From the first line of the listing below to the line with "import React from", print each line exactly, and nothing more. Leave out the pictures.

** BEGIN Data shown **

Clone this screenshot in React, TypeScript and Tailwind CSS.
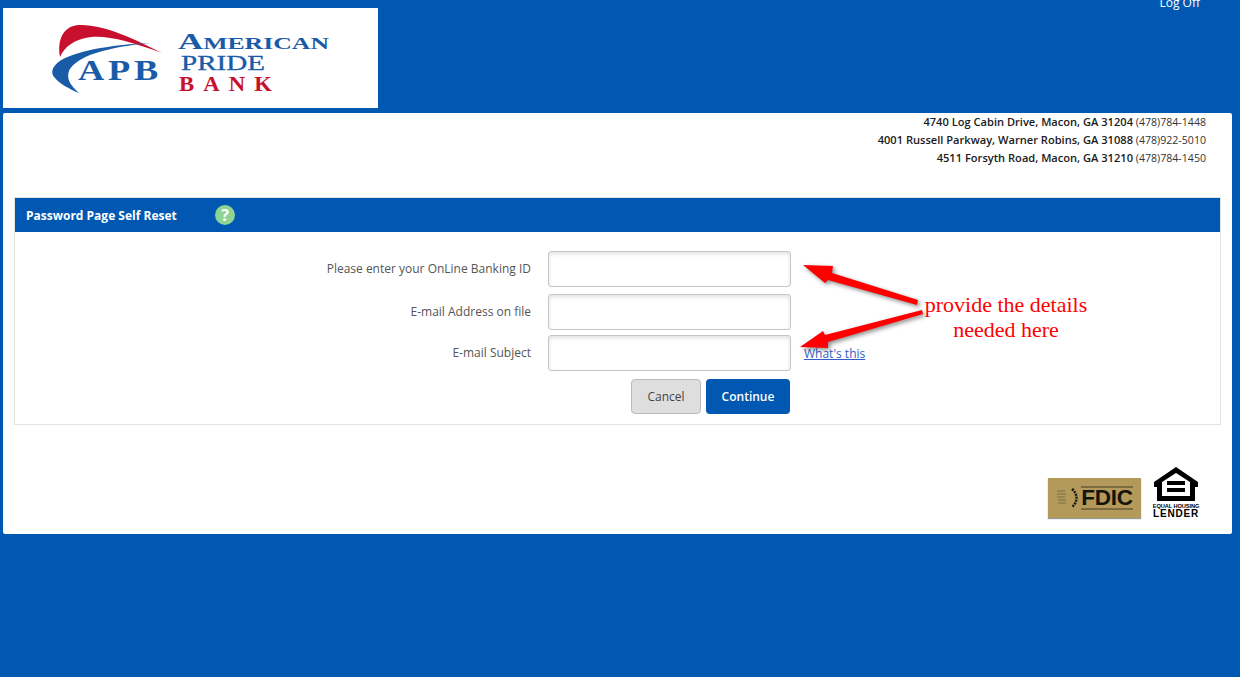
import React from "react";

const addresses = [
  { street: "4740 Log Cabin Drive, Macon, GA 31204", phone: "(478)784-1448" },
  { street: "4001 Russell Parkway, Warner Robins, GA 31088", phone: "(478)922-5010" },
  { street: "4511 Forsyth Road, Macon, GA 31210", phone: "(478)784-1450" },
];

const fields = [
  { label: "Please enter your OnLine Banking ID", gap: "mt-0" },
  { label: "E-mail Address on file", gap: "mt-[7px]" },
  { label: "E-mail Subject", gap: "mt-[5px]", help: true },
];

const Logo = () => (
  <svg viewBox="0 0 375 100" className="h-[100px] w-[375px] bg-white">
    <path d="M57 49 C54 32 60 18 76 17 C100 16 132 31 159 45 C130 34 104 27 88 29 C72 31 62 38 57 49 Z" fill="#c8102e" />
    <path d="M148 35 C120 36 85 40 62 50 C50 56 46 64 52 70 C56 75 66 81 76 85 C68 78 63 71 66 63 C70 54 85 46 104 42 C120 38 135 36 148 35 Z" fill="#1a5ba8" />
    <text x="75" y="72" fontFamily="'Liberation Serif', serif" fontWeight="700" fontSize="29" letterSpacing="3" fill="#1a5ba8" textLength="84" lengthAdjust="spacingAndGlyphs">APB</text>
    <text x="175" y="41" fontFamily="'Liberation Serif', serif" fontWeight="700" fill="#1a5ba8" textLength="151" lengthAdjust="spacingAndGlyphs">
      <tspan fontSize="23">A</tspan>
      <tspan fontSize="17">MERICAN</tspan>
    </text>
    <text x="178" y="62" fontFamily="'Liberation Serif', serif" fontSize="20" fill="#1a5ba8" stroke="#1a5ba8" strokeWidth="0.3" textLength="84" lengthAdjust="spacingAndGlyphs">PRIDE</text>
    <text x="176" y="83" fontFamily="'Liberation Serif', serif" fontWeight="700" fontSize="20" letterSpacing="8" fill="#c8102e" textLength="102" lengthAdjust="spacingAndGlyphs">BANK</text>
  </svg>
);

const Fdic = () => (
  <div className="flex h-10 w-[93px] items-center justify-start gap-[1px] bg-[#b39a5b] pl-2 shadow-[0_1px_1px_#999]">
    <svg viewBox="0 0 24 22" className="h-[22px] w-6 shrink-0">
      <path d="M1 4h8M1 7h9M1 10h8M2 13h8M2 16h8" stroke="#8d7d4e" strokeWidth="1.4" />
      <path d="M16 2 C22 7 22 15 16 20" stroke="#1c1a10" strokeWidth="2.5" fill="none" strokeDasharray="2 1" />
    </svg>
    <div className="flex flex-col items-center">
      <div className="h-[2px] w-[52px] bg-[#7a6c40]" />
      <span className="font-['Liberation_Sans',sans-serif] text-[22.5px] leading-[20px] font-bold tracking-[-0.2px] text-[#15130b]">FDIC</span>
      <div className="h-[2px] w-[52px] bg-[#7a6c40]" />
    </div>
  </div>
);

const HousingLender = () => (
  <div className="flex w-[44px] flex-col items-center font-['Liberation_Sans',sans-serif] text-black">
    <svg viewBox="0 0 44 34" className="h-[34px] w-11">
      <path fillRule="evenodd" d="M22 0 L44 15 V20 H41 V34 H3 V20 H0 V15 Z M8 15 V29 H36 V15 L22 6 Z" />
      <rect x="13" y="14" width="18" height="4" />
      <rect x="13" y="21" width="18" height="4" />
    </svg>
    <span className="mt-[2px] text-[5.7px] leading-[7px] font-bold tracking-[-0.1px] whitespace-nowrap">EQUAL HOUSING</span>
    <span className="text-[10px] leading-[8px] font-bold tracking-[0.8px]">LENDER</span>
  </div>
);

const Arrows = () => (
  <svg
    viewBox="0 0 130 90"
    className="pointer-events-none absolute top-[63px] left-[784px] h-[90px] w-[130px] drop-shadow-[2px_2px_2px_rgba(0,0,0,0.45)]"
  >
    <path d="M4 4 L34 5 L33 12 L119 39 L118 44 L29 19 L26 22 Z" fill="#ff0000" />
    <path d="M123 49 L26 74 L24 70 L1 86 L29 87 L29 81 L124 53 Z" fill="#ff0000" />
  </svg>
);

export default function App() {
  return (
    <div className="h-[677px] overflow-hidden bg-[#0058b3] font-['Open_Sans',sans-serif]">
      <header className="flex h-[113px] items-start justify-between pt-2 pl-[3px]">
        <Logo />
        <a className="mt-[-15px] mr-10 text-xs leading-5 text-white">Log Off</a>
      </header>

      <main className="ml-[3px] h-[421px] w-[1229px] rounded-[2px] bg-white">
        <div className="flex h-[54px] flex-col items-end pr-[26px] text-[10.6px] leading-[18px] text-[#333]">
          {addresses.map((a) => (
            <p key={a.phone}>
              <span className="text-[11.1px] font-semibold text-[#1a1a1a]">{a.street}</span> {a.phone}
            </p>
          ))}
        </div>

        <section className="relative mt-[30px] ml-[11px] h-[228px] w-[1207px] border border-[#e2e2e2]">
          <div className="flex h-[34px] items-center bg-[#0058b3] pl-[11px]">
            <h1 className="w-[189px] pt-px text-[12px] font-bold text-white">Password Page Self Reset</h1>
            <span className="flex h-5 w-5 items-center justify-center rounded-full bg-[#8ed493] text-base font-bold text-white">?</span>
          </div>

          <form className="pt-[19px]">
            {fields.map((f) => (
              <div key={f.label} className={`flex items-center ${f.gap}`}>
                <label className="w-[516px] text-right text-xs text-[#555]">{f.label}</label>
                <input
                  type="text"
                  className="ml-[17px] h-9 w-[243px] rounded-[3px] border border-[#c6c6c6] bg-white shadow-[inset_0_2px_4px_rgba(0,0,0,0.12)]"
                />
                {f.help && (
                  <a className="mt-[2px] ml-[13px] text-xs text-[#2f5fc4] underline">What's this</a>
                )}
              </div>
            ))}
            <div className="mt-2 ml-[616px] flex gap-[5px]">
              <button type="button" className="h-[35px] w-[70px] rounded-[4px] border border-[#bcbcbc] bg-[#dedede] text-xs text-[#444]">
                Cancel
              </button>
              <button type="button" className="h-[35px] w-[84px] rounded-[4px] bg-[#0058b3] text-xs font-semibold text-white">
                Continue
              </button>
            </div>
          </form>

          <Arrows />
          <p className="absolute top-[94px] left-[889px] w-[204px] text-center font-['Liberation_Serif',serif] text-[22px] leading-[25px] text-[#ff0000]">
            provide the details
            <br />
            needed here
          </p>
        </section>

        <div className="flex items-end justify-end gap-[13px] pt-[42px] pr-[34px]">
          <Fdic />
          <HousingLender />
        </div>
      </main>
    </div>
  );
}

** END Data shown **

● Result for this task:
Clone this screenshot in React, TypeScript and Tailwind CSS.
import React from "react";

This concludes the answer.